I live in Los Angeles -- about 5 miles from City Hall. I and many, many of my neighbors grow a few of our own vegetables. I grow a lot in pots, but a lot of people grow tomatoes and squash in their front yards. (Next year if I can talk my husband into it, and besides pepper plants are pretty.)
Why do we go to the trouble when we live on small, city lots? Because the food that we can buy in the supermarkets was picked green, ripened on the shelf and doesn't taste like the tiny bit of food we can grow ourselves.
As for unpasteurized milk, it can be very dangerous, but it also can be very healthy. The problem is that you just about have to drink it while it is warm. I lived across the street from a dairy farmer at one point in my life. I rushed over every day right around milking time to pick up my fresh, unpasteurized milk. I would let some of it sour on my kitchen counter and drink the rest.

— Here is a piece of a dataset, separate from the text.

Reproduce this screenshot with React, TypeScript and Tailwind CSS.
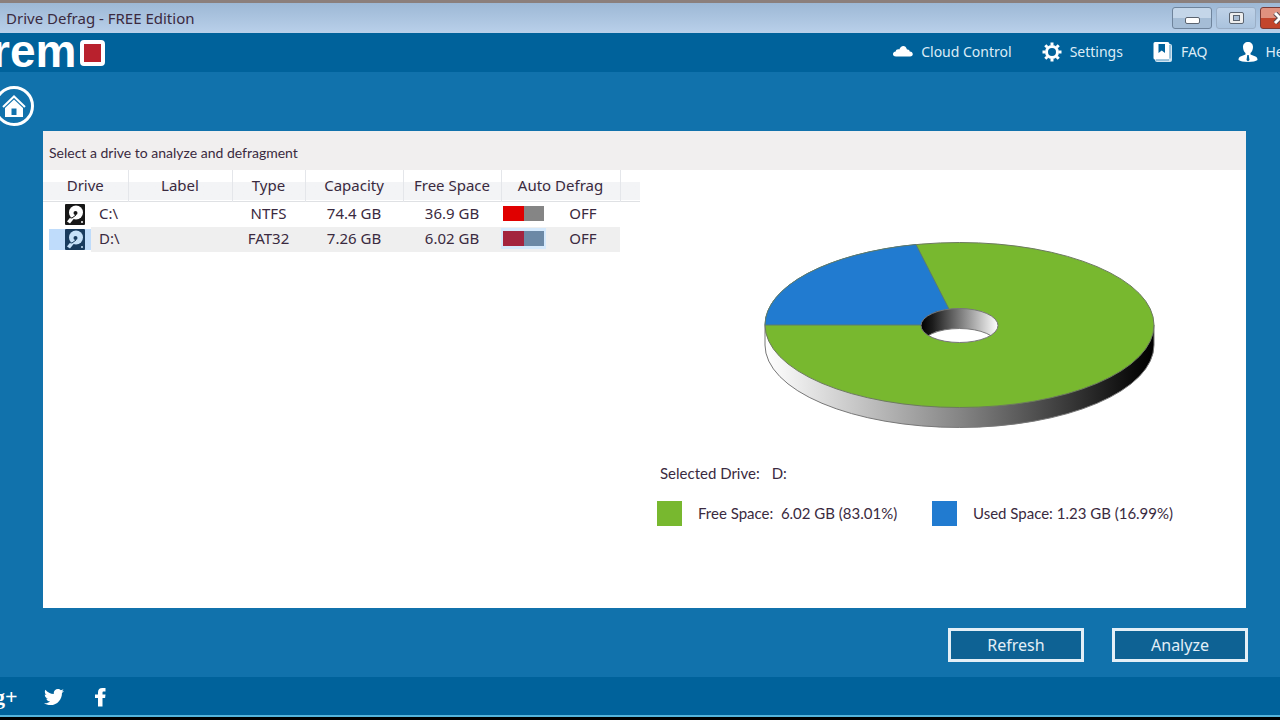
import React, { useState } from 'react';
import { FaTwitter } from 'react-icons/fa';

interface Drive {
  id: string;
  type: string;
  capacity: string;
  free: string;
}

const drives: Drive[] = [
  { id: 'C', type: 'NTFS', capacity: '74.4 GB', free: '36.9 GB' },
  { id: 'D', type: 'FAT32', capacity: '7.26 GB', free: '6.02 GB' },
];

const CloudIcon = () => (
  <svg viewBox="0 0 20 20" className="h-5 w-5" aria-hidden="true">
    <path
      fill="#fff"
      d="M3 14.500c-4 0-4-4.500-.3-5 .2-2 2.300-2.700 3.600-1.900C7.300 3.500 12.500 2 14 7.500c1.500-.3 2.600.5 2.700 2C20.500 9.500 21 14.500 17 14.500z"
    />
  </svg>
);

const GearIcon = () => (
  <svg viewBox="0 0 20 20" className="h-5 w-5" aria-hidden="true">
    <g fill="none" stroke="#fff" strokeWidth="3">
      <circle cx="10" cy="10" r="5.500" />
      <path d="M10 .5v3M10 16.500v3M.5 10h3M16.500 10h3M3.300 3.300l2 2M14.700 14.700l2 2M3.300 16.700l2-2M14.700 5.300l2-2" />
    </g>
  </svg>
);

const BookIcon = () => (
  <svg viewBox="0 0 20 20" className="h-5 w-5" aria-hidden="true">
    <path fill="#cfe3f0" d="M4 2h13a2 2 0 0 1 2 2v14a2 2 0 0 1-2 2H4a2 2 0 0 1-2-2z" />
    <path fill="#fff" d="M2 0h12.500a2 2 0 0 1 2 2v13.500a2 2 0 0 1-2 2H2a1.500 1.500 0 0 1-1.500-1.500V1.500A1.500 1.500 0 0 1 2 0z" />
    <path fill="#00629b" d="M5.500 2h6.500v9L8.700 8.500 5.500 11z" />
    <path stroke="#5d9cc3" d="M17 3v13.500M3 18h13" />
  </svg>
);

const PersonIcon = () => (
  <svg viewBox="0 0 20 20" className="h-5 w-5" aria-hidden="true">
    <path
      fill="#fff"
      d="M10 0c3 0 5 2 5 5 0 2.600-1 4.700-2.500 6v1.500l5 2c1.300.6 2 1.700 2 3.500-1.500 1.300-5 2-9.500 2s-8-.7-9.500-2c0-1.800.7-2.900 2-3.500l5-2V11C6 9.700 5 7.600 5 5c0-3 2-5 5-5z"
    />
    <path fill="#00629b" d="M9.300 13h1.400l.8 5-1.500 1.500L8.500 18z" />
  </svg>
);

const FacebookIcon = () => (
  <svg viewBox="0 0 20 20" className="h-5 w-5" aria-hidden="true">
    <path
      fill="#fff"
      d="M15.500 1v3.500h-1.800c-.9 0-1.200.4-1.200 1.300v1.700h3l-.4 3.500h-2.600V19.500H8V11H5V7.500h3V5.300C8 2.500 9.600 1 12.300 1z"
    />
  </svg>
);

const DiskIcon = ({ selected }: { selected: boolean }) => (
  <svg viewBox="0 0 20 21" className="block h-[21px] w-5" aria-hidden="true">
    <rect width="20" height="21" rx="1" fill={selected ? '#183b5e' : '#171717'} />
    <g fill={selected ? '#c5e0f8' : '#fff'}>
      <circle cx="11" cy="8.500" r="7" />
      <path d="M2 17.500l4-5 3 2-4 5z" />
      <circle cx="17" cy="18" r="1" />
    </g>
    <circle cx="10.500" cy="9" r="2" fill={selected ? '#183b5e' : '#171717'} />
    <path d="M2 13l5 1 4-3" fill="none" stroke={selected ? '#183b5e' : '#171717'} />
  </svg>
);

const HomeIcon = () => (
  <svg viewBox="0 0 24 22" className="h-[22px] w-6" aria-hidden="true">
    <path fill="none" stroke="#fff" strokeWidth="2" d="M1 12L12 1.500 23 12" />
    <path fill="#fff" d="M3 13l9-8.500 9 8.500v9H3z" />
    <path fill="#1172ac" d="M9.500 13.500h5V20h-5z" />
  </svg>
);

const UsageChart = () => (
  <svg viewBox="764 241 392 188" className="h-[188px] w-[392px]" role="img" aria-label="Drive usage">
    <defs>
      <linearGradient id="side">
        <stop offset="0" stopColor="#fff" />
        <stop offset="0.050" stopColor="#f4f4f4" />
        <stop offset="0.500" stopColor="#858585" />
        <stop offset="0.950" stopColor="#0a0a0a" />
        <stop offset="1" stopColor="#000" />
      </linearGradient>
      <linearGradient id="hole">
        <stop offset="0" stopColor="#000" />
        <stop offset="0.150" stopColor="#1c1c1c" />
        <stop offset="1" stopColor="#fff" />
      </linearGradient>
      <clipPath id="holeClip">
        <ellipse cx="959.500" cy="325.500" rx="38.500" ry="17" />
      </clipPath>
    </defs>
    <path d="M765 325v20a194.500 82.500 0 0 0 389 0v-20z" fill="url(#side)" stroke="#777" />
    <ellipse cx="959.500" cy="325" rx="194.500" ry="82.500" fill="#78b82f" stroke="#6d7a60" />
    <path d="M765 325A194.500 82.500 0 0 1 916 244.500L949 309L949 325z" fill="#217bd0" stroke="#5b7a70" />
    <ellipse cx="959.500" cy="325.500" rx="38.500" ry="17" fill="url(#hole)" />
    <ellipse cx="959.500" cy="345.500" rx="38.500" ry="17" fill="#fff" stroke="#777" clipPath="url(#holeClip)" />
    <ellipse cx="959.500" cy="325.500" rx="38.500" ry="17" fill="none" stroke="#777" />
  </svg>
);

const DriveRow = ({ drive, selected, onSelect }: { drive: Drive; selected: boolean; onSelect: () => void }) => {
  const [auto, setAuto] = useState(false);
  const cell = selected ? 'bg-[#efefef] pb-0.5' : 'pb-0.5';

  return (
    <tr onClick={onSelect} className="h-[25px]">
      <td>
        <div className="flex items-center pl-[6px]">
          <span className={`flex w-[42px] justify-end pr-1.5 ${selected ? 'bg-[#bfdcfb]' : ''}`}>
            <DiskIcon selected={selected} />
          </span>
          <span className={`h-[25px] grow pl-2 text-left leading-[23px] ${selected ? 'bg-[#efefef]' : ''}`}>
            {drive.id}:\
          </span>
        </div>
      </td>
      <td className={cell}></td>
      <td className={cell}>{drive.type}</td>
      <td className={cell}>{drive.capacity}</td>
      <td className={cell}>{drive.free}</td>
      <td className={cell}>
        <label className="flex items-center">
          <span className={`flex w-[45px] justify-center py-[3px] ${selected ? 'bg-[#d5e9fc]' : ''}`}>
            <input
              type="checkbox"
              checked={auto}
              onChange={() => setAuto(!auto)}
              className={`block h-[15px] w-[41px] appearance-none bg-linear-to-r from-50% to-50% ${
                selected ? 'from-[#a3243f] to-[#6c89a6]' : 'from-[#e00000] to-[#858585]'
              }`}
            />
          </span>
          <span className="grow">{auto ? 'ON' : 'OFF'}</span>
        </label>
      </td>
      <td></td>
    </tr>
  );
};

const headCell = 'border-r border-[#e4e6ea] font-normal';
const navLink = 'flex items-center gap-2';
const actionButton =
  'h-[34px] w-[136px] border-3 border-[#e3eff7] bg-[#0e6294] text-base leading-none text-[#e3eff7]';

const App: React.FC = () => {
  const [selected, setSelected] = useState('D');

  return (
    <div className="flex min-h-screen flex-col overflow-hidden bg-[#1172ac] font-['Noto_Sans',sans-serif] text-[#3a2a40]">
      <div className="flex h-[33px] items-center justify-between overflow-hidden border-t-3 border-[#8b7f7c] bg-linear-to-b from-[#9db8d5] to-[#b9d0ea] pl-1.5">
        <h1 className="text-[15px]">Drive Defrag - FREE Edition</h1>
        <div className="-mr-5 flex shrink-0 gap-1">
          <button
            aria-label="Minimize"
            className="flex h-[22px] w-10 items-center justify-center rounded-[3px] border border-[#6f849c] bg-linear-to-b from-[#c4d6e9] from-50% to-[#a5bdd6] to-50%"
          >
            <span className="mt-1 h-[7px] w-[15px] rounded-[2px] border border-[#5b6470] bg-white" />
          </button>
          <button
            aria-label="Maximize"
            className="flex h-[22px] w-10 items-center justify-center rounded-[3px] border border-[#9aaec6] bg-linear-to-b from-[#bfd2e8] to-[#aac3de]"
          >
            <span className="flex h-3 w-[15px] items-center justify-center rounded-[2px] border border-[#5b6470] bg-[#eee]">
              <span className="h-1.5 w-[7px] border border-[#5b6470] bg-[#a9bdd4]" />
            </span>
          </button>
          <button
            aria-label="Close"
            className="flex h-[22px] w-10 items-center justify-center rounded-[3px] border border-[#7b3a35] bg-linear-to-b from-[#e0917f] from-50% to-[#c2452c] to-50%"
          >
            <svg viewBox="0 0 14 12" className="h-3 w-3.5" aria-hidden="true">
              <path d="M2 1l10 10M12 1L2 11" stroke="#5b4a50" strokeWidth="5" />
              <path d="M2 1l10 10M12 1L2 11" stroke="#fff" strokeWidth="3" />
            </svg>
          </button>
        </div>
      </div>

      <header className="flex h-[39px] items-center justify-between overflow-hidden bg-[#00629b] pb-0.5 text-sm text-[#dcecf7]">
        <div className="-ml-2 flex items-center gap-1">
          <span className="pb-0.5 font-['Liberation_Sans',sans-serif] text-[46px] leading-9 font-bold text-white">
            rem
          </span>
          <span className="mt-0.5 h-[26px] w-[25px] rounded-[4px] border-4 border-white bg-[#b9212d]" />
        </div>
        <nav className="-mr-4 flex shrink-0 gap-[30px]">
          <a href="#cloud" className={navLink}>
            <CloudIcon />
            Cloud Control
          </a>
          <a href="#settings" className={navLink}>
            <GearIcon />
            Settings
          </a>
          <a href="#faq" className={navLink}>
            <BookIcon />
            FAQ
          </a>
          <a href="#help" className={navLink}>
            <PersonIcon />
            Help
          </a>
        </nav>
      </header>

      <main className="flex grow flex-col pt-3.5 pr-8">
        <button
          aria-label="Home"
          className="-ml-1.5 flex h-10 w-10 items-center justify-center rounded-full border-3 border-white"
        >
          <HomeIcon />
        </button>

        <section className="mt-[5px] mr-[2px] ml-[43px] grow bg-white">
          <h2 className="flex h-[39px] items-center bg-[#f1efef] px-1.5 pt-1 font-[Lato,sans-serif] text-sm">
            Select a drive to analyze and defragment
          </h2>
          <div className="flex">
            <div className="w-[597px] shrink-0">
              <table className="w-full table-fixed border-collapse text-center text-[15px] leading-5">
                <colgroup>
                  <col className="w-[85px]" />
                  <col className="w-[104px]" />
                  <col className="w-[73px]" />
                  <col className="w-[98px]" />
                  <col className="w-[98px]" />
                  <col className="w-[119px]" />
                  <col className="w-5" />
                </colgroup>
                <thead>
                  <tr className="h-[31px] border-b border-[#dfe1e4] bg-linear-to-b from-white from-40% to-[#f3f4f6] to-40%">
                    <th className={headCell}>Drive</th>
                    <th className={headCell}>Label</th>
                    <th className={headCell}>Type</th>
                    <th className={headCell}>Capacity</th>
                    <th className={headCell}>Free Space</th>
                    <th className={headCell}>Auto Defrag</th>
                    <th></th>
                  </tr>
                </thead>
                <tbody>
                  {drives.map((drive) => (
                    <DriveRow
                      key={drive.id}
                      drive={drive}
                      selected={drive.id === selected}
                      onSelect={() => setSelected(drive.id)}
                    />
                  ))}
                </tbody>
              </table>
            </div>

            <div className="grow pt-[71px] font-[Lato,sans-serif] text-[15px] leading-5">
              <div className="flex justify-center pl-[34px]">
                <UsageChart />
              </div>
              <p className="mt-[34px] flex gap-3 pl-5">
                <span>Selected Drive:</span>
                <span>{selected}:</span>
              </p>
              <div className="mt-[18px] flex pl-[17px]">
                <div className="flex w-[275px] items-center gap-4">
                  <span className="h-[25px] w-[25px] bg-[#78b82f]" />
                  <p className="pb-0.5">Free Space:&nbsp; 6.02 GB (83.01%)</p>
                </div>
                <div className="flex items-center gap-4">
                  <span className="h-[25px] w-[25px] bg-[#217bd0]" />
                  <p className="pb-0.5">Used Space: 1.23 GB (16.99%)</p>
                </div>
              </div>
            </div>
          </div>
        </section>

        <div className="flex h-[69px] items-center justify-end gap-7 pt-1">
          <button className={actionButton}>Refresh</button>
          <button className={actionButton}>Analyze</button>
        </div>
      </main>

      <footer className="flex h-[43px] items-center gap-[26px] border-b-3 border-black bg-[#00629b] text-white shadow-[inset_0_-2px_0_#55b4dc]">
        <a
          href="#google"
          aria-label="Google Plus"
          className="-ml-1.5 font-['Liberation_Serif',serif] text-[22px] leading-6 font-bold"
        >
          g+
        </a>
        <a href="#twitter" aria-label="Twitter">
          <FaTwitter className="h-5 w-5" />
        </a>
        <a href="#facebook" aria-label="Facebook">
          <FacebookIcon />
        </a>
      </footer>
    </div>
  );
};

export default App;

Perhaps unpasteurized milk should not be permitted to be transported off the farm, but I would bet that lots of very healthy people who are now farmers themselves grew up on the stuff especially in its soured form.
I'm not advocating for the sale or use of unpasteurized milk. To the contrary. But have there actually been any incidents of disease from unpasteurized milk in recent years? I've heard of problems with contaminated meat, fruits and vegetables. But milk?
I'm wondering whether this is just government bureaucracy picking on a couple of little guys instead of attacking the important problems like depletion of our soil and therefore of nutritional value in our food due to the over-industrialization of a lot of our farming or lack of sanitary conditions on corporate farms that can result in contamination of food.